I wrote this a while ago about SQL / NetApp performance.
It may help.
Also, there have been many issues posted on the community about iSCSI performance. 9 times out of 10 the cause was a network issue. Search for "slow iSCSI" and have a look at some of the threads.
2011-02-19 06:14 AM
Could you please take a look at the atachment? It looks like neither processor nor disks were running at full capacity. Maybe, as Brendon suggests, it's something with the network...
As for the maxing controller, just a stupid question... is there a possibility of mixing FAS2020 (filler1) controller with FAS2040 (filler2) controller in active/active config?
2011-02-21 11:39 PM
Having considered maxing the controller (CPU), I concluded you might be correct, however one thread (ex. benchmark script) can't fully exploit it. I'm wondering what causes such a load during small writes (VLAN?) and if there is any chance to optimize these writes. Moreover, maybe there is a way to improve controller usage by SQL? Any answer would be appreciated, even: "NO"
2011-07-12 04:21 AM
Did you ever get any closure on your problem?

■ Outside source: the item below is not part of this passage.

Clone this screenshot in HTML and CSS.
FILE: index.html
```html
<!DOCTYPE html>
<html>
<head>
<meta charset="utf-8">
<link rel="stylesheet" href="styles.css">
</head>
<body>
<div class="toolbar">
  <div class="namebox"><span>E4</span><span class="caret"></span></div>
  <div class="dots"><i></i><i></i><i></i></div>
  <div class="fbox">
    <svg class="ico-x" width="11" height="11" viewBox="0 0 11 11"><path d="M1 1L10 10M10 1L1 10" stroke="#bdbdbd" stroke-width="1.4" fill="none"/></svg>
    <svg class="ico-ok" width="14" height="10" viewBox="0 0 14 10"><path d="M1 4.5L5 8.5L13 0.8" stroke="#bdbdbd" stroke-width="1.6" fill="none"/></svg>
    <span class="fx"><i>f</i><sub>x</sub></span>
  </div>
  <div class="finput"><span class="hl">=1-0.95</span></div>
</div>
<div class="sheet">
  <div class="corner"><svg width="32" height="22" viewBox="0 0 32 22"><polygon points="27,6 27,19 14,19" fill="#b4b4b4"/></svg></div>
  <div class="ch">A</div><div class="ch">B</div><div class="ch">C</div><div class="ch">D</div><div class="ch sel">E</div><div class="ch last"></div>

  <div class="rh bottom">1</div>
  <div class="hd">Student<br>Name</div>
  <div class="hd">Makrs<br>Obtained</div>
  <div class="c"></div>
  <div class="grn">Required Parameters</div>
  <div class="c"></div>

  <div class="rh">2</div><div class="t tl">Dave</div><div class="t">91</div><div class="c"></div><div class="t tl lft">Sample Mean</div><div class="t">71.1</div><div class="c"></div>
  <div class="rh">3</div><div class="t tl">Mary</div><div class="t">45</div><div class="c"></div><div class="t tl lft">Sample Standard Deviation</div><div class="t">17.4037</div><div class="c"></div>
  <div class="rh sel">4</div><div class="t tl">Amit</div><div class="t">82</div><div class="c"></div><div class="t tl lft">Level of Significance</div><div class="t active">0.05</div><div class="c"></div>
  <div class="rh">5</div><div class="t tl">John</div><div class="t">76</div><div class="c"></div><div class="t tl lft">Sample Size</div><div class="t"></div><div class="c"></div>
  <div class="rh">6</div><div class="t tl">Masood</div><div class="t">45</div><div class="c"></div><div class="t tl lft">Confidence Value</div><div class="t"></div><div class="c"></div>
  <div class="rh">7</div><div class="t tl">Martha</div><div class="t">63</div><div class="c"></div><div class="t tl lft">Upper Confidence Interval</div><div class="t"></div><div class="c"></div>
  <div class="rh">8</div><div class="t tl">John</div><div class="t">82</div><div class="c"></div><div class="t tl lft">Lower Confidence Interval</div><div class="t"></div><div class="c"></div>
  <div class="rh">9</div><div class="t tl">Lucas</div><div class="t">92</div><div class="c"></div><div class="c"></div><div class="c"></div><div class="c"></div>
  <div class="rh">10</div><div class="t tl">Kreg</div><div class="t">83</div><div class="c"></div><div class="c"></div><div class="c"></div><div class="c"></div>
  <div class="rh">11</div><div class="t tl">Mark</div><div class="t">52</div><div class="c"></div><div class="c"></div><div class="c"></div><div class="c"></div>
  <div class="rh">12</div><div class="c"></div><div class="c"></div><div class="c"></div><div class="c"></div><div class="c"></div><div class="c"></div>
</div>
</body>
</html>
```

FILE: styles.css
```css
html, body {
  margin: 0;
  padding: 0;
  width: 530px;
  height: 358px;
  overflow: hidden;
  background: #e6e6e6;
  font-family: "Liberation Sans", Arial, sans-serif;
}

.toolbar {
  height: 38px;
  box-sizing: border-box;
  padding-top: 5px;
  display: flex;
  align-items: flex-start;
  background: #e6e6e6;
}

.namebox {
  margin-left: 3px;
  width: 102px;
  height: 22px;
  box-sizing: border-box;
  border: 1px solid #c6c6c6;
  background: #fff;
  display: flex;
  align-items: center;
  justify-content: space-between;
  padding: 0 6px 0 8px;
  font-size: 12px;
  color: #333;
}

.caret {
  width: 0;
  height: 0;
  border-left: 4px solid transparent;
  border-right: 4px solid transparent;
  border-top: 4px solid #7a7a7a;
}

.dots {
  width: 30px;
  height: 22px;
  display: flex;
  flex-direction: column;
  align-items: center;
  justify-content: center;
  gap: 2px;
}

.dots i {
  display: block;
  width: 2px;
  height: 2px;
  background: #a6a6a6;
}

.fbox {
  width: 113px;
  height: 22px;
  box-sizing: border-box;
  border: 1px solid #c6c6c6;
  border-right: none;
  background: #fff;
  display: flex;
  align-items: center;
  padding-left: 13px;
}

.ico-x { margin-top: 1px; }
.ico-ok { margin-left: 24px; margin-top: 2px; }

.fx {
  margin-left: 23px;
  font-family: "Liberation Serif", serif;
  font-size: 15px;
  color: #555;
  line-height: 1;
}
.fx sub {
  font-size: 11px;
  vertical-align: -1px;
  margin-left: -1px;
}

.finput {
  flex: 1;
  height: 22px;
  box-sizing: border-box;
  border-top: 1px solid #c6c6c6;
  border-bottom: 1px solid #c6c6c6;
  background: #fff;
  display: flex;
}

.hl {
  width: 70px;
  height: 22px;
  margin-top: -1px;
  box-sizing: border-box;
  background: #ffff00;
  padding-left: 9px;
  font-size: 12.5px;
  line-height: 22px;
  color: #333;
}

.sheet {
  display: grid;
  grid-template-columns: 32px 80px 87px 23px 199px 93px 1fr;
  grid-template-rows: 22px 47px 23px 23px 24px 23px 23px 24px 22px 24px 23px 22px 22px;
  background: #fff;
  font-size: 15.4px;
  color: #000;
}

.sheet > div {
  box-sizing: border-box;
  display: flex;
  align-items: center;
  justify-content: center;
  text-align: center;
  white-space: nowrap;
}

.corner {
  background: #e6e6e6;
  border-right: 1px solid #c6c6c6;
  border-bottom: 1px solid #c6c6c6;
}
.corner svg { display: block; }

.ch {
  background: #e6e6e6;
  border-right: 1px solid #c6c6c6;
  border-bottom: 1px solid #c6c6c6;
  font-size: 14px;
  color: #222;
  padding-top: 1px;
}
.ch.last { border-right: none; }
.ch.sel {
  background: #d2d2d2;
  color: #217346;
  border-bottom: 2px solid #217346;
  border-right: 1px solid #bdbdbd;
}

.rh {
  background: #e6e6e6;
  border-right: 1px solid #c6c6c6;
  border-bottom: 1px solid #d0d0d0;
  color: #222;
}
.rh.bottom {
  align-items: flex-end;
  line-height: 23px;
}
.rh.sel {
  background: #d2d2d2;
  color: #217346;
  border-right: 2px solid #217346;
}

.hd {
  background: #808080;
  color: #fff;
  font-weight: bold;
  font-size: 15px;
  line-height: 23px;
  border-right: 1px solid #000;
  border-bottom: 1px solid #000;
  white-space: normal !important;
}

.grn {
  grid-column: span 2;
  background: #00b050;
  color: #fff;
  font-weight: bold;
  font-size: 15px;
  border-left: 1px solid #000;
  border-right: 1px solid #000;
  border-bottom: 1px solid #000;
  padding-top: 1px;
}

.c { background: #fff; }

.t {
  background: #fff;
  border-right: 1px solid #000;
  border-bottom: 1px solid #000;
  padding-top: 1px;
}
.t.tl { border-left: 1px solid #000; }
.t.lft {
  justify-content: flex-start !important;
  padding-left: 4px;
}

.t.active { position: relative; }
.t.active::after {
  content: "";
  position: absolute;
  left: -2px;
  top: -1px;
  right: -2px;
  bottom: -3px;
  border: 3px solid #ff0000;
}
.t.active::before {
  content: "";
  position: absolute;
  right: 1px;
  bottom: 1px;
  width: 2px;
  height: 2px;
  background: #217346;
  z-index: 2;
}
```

I am also running a FAS2020, and in the process of replacing it - partly due to the performance of the head when running SQL tasks such as large inserts, reads or SMSQL verifies (which are sequential read commands I believe).

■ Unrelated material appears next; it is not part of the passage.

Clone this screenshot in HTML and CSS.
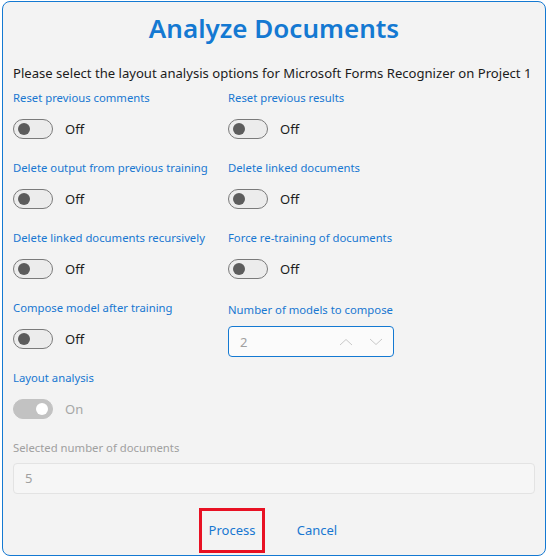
FILE: index.html
```html
<!DOCTYPE html>
<html lang="en">
<head>
<meta charset="utf-8">
<title>Analyze Documents</title>
<link rel="stylesheet" href="styles.css">
</head>
<body>
<div class="dialog">
  <h1 class="title">Analyze Documents</h1>
  <p class="desc">Please select the layout analysis options for Microsoft Forms Recognizer on Project 1</p>
  <div class="grid">
    <div class="field">
      <div class="label">Reset previous comments</div>
      <div class="toggle-row"><span class="toggle"><span class="knob"></span></span><span class="state">Off</span></div>
    </div>
    <div class="field">
      <div class="label">Reset previous results</div>
      <div class="toggle-row"><span class="toggle"><span class="knob"></span></span><span class="state">Off</span></div>
    </div>
    <div class="field">
      <div class="label">Delete output from previous training</div>
      <div class="toggle-row"><span class="toggle"><span class="knob"></span></span><span class="state">Off</span></div>
    </div>
    <div class="field">
      <div class="label">Delete linked documents</div>
      <div class="toggle-row"><span class="toggle"><span class="knob"></span></span><span class="state">Off</span></div>
    </div>
    <div class="field">
      <div class="label">Delete linked documents recursively</div>
      <div class="toggle-row"><span class="toggle"><span class="knob"></span></span><span class="state">Off</span></div>
    </div>
    <div class="field">
      <div class="label">Force re-training of documents</div>
      <div class="toggle-row"><span class="toggle"><span class="knob"></span></span><span class="state">Off</span></div>
    </div>
    <div class="field">
      <div class="label">Compose model after training</div>
      <div class="toggle-row"><span class="toggle"><span class="knob"></span></span><span class="state">Off</span></div>
    </div>
    <div class="field field-spin">
      <div class="label">Number of models to compose</div>
      <div class="spin">
        <span class="spin-value">2</span>
        <span class="spin-btns">
          <svg width="14" height="8" viewBox="0 0 14 8"><path d="M1 7 L7 1.5 L13 7" fill="none" stroke="#c9c9c9" stroke-width="1"/></svg>
          <svg width="14" height="8" viewBox="0 0 14 8"><path d="M1 1 L7 6.5 L13 1" fill="none" stroke="#c9c9c9" stroke-width="1"/></svg>
        </span>
      </div>
    </div>
    <div class="field">
      <div class="label">Layout analysis</div>
      <div class="toggle-row"><span class="toggle toggle-on-disabled"><span class="knob"></span></span><span class="state state-disabled">On</span></div>
    </div>
  </div>
  <div class="doc-field">
    <div class="label label-disabled">Selected number of documents</div>
    <div class="input-disabled">5</div>
  </div>
  <div class="actions">
    <button class="btn btn-focus">Process</button>
    <button class="btn">Cancel</button>
  </div>
</div>
</body>
</html>
```

FILE: styles.css
```css
html, body {
  margin: 0;
  padding: 0;
  background: #ffffff;
}

body {
  font-family: "Noto Sans", "Open Sans", sans-serif;
  width: 548px;
  height: 560px;
  overflow: hidden;
}

.dialog {
  box-sizing: border-box;
  margin: 1px 0 0 2px;
  width: 544px;
  height: 555px;
  border: 1px solid #1479d2;
  border-radius: 8px;
  background: #f3f3f3;
  padding: 0 10px;
  display: flex;
  flex-direction: column;
}

.title {
  margin: 8px 0 0;
  height: 36px;
  line-height: 36px;
  font-size: 26px;
  font-weight: 600;
  color: #1479d2;
  text-align: center;
}

.desc {
  margin: 17px 0 0;
  height: 20px;
  line-height: 20px;
  font-size: 13.1px;
  color: #1b1b1b;
  white-space: nowrap;
}

.grid {
  margin-top: 7px;
  display: grid;
  grid-template-columns: 215px 1fr;
  grid-auto-rows: 70px;
}

.field {
  display: flex;
  flex-direction: column;
}

.label {
  height: 16px;
  line-height: 16px;
  font-size: 11.3px;
  color: #1877d1;
  white-space: nowrap;
}

.label-disabled {
  color: #a0a0a0;
}

.toggle-row {
  margin-top: 13px;
  display: flex;
  align-items: center;
  height: 20px;
}

.toggle {
  box-sizing: border-box;
  width: 40px;
  height: 20px;
  border: 1px solid #7a7a7a;
  border-radius: 10px;
  background: #ececec;
  display: flex;
  align-items: center;
  padding: 0 4px;
}

.knob {
  width: 12px;
  height: 12px;
  border-radius: 50%;
  background: #5c5c5c;
}

.toggle-on-disabled {
  border-color: #c2c2c2;
  background: #c2c2c2;
  justify-content: flex-end;
}

.toggle-on-disabled .knob {
  background: #ffffff;
}

.state {
  margin-left: 12px;
  font-size: 13px;
  color: #1b1b1b;
}

.state-disabled {
  color: #a6a6a6;
}

.field-spin {
  padding-top: 2px;
}

.spin {
  box-sizing: border-box;
  margin-top: 8px;
  width: 166px;
  height: 31px;
  border: 1px solid #1479d2;
  border-radius: 4px;
  background: #fbfbfb;
  display: flex;
  align-items: center;
  padding: 0 10px 0 11px;
}

.spin-value {
  flex: 1;
  font-size: 13px;
  color: #a0a0a0;
}

.spin-btns {
  display: flex;
  gap: 16px;
  align-items: center;
}

.spin-btns svg {
  display: block;
}

.doc-field {
  display: flex;
  flex-direction: column;
}

.input-disabled {
  box-sizing: border-box;
  margin-top: 7px;
  height: 31px;
  line-height: 29px;
  border: 1px solid #e3e3e3;
  border-radius: 4px;
  background: #f6f6f6;
  padding: 0 11px;
  font-size: 13px;
  color: #a0a0a0;
}

.actions {
  margin-top: 14px;
  display: flex;
  justify-content: center;
  gap: 19px;
  padding-left: 1px;
}

.btn {
  box-sizing: border-box;
  width: 66px;
  height: 45px;
  border: 3px solid transparent;
  background: transparent;
  font-family: "Noto Sans", "Open Sans", sans-serif;
  font-size: 13px;
  color: #1877d1;
  padding: 0 0 2px;
}

.btn-focus {
  border-color: #e81123;
}
```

We've had exactly the same issues - virtual SQL servers placed on an NFS LUN, with iSCSI LUNs for the databases/logs/snapinfo etc. The databases are only small (approx 10Gb), and we see extremely high CPU on the controller when any significant SQL tasks are running. And this is only 1 SQL server. Add in 20-30 other virtual servers, plus Exchange, more SQL servers, dedupe schedules, reallocate schedules, and database verifications for Exchange/SQL - and the CPU is in a constant flux.
We also notice that high CPU on the FAS2020 generally leads to high latency across the other protocols.
Unfortunately I can't provide any benchmarks as it's my production environment.
I am guessing you've come to the same conclusion as me, and that the FAS2020 is not powerful enough for what you wish to use it for?
I am interested to know what conclusions you came too!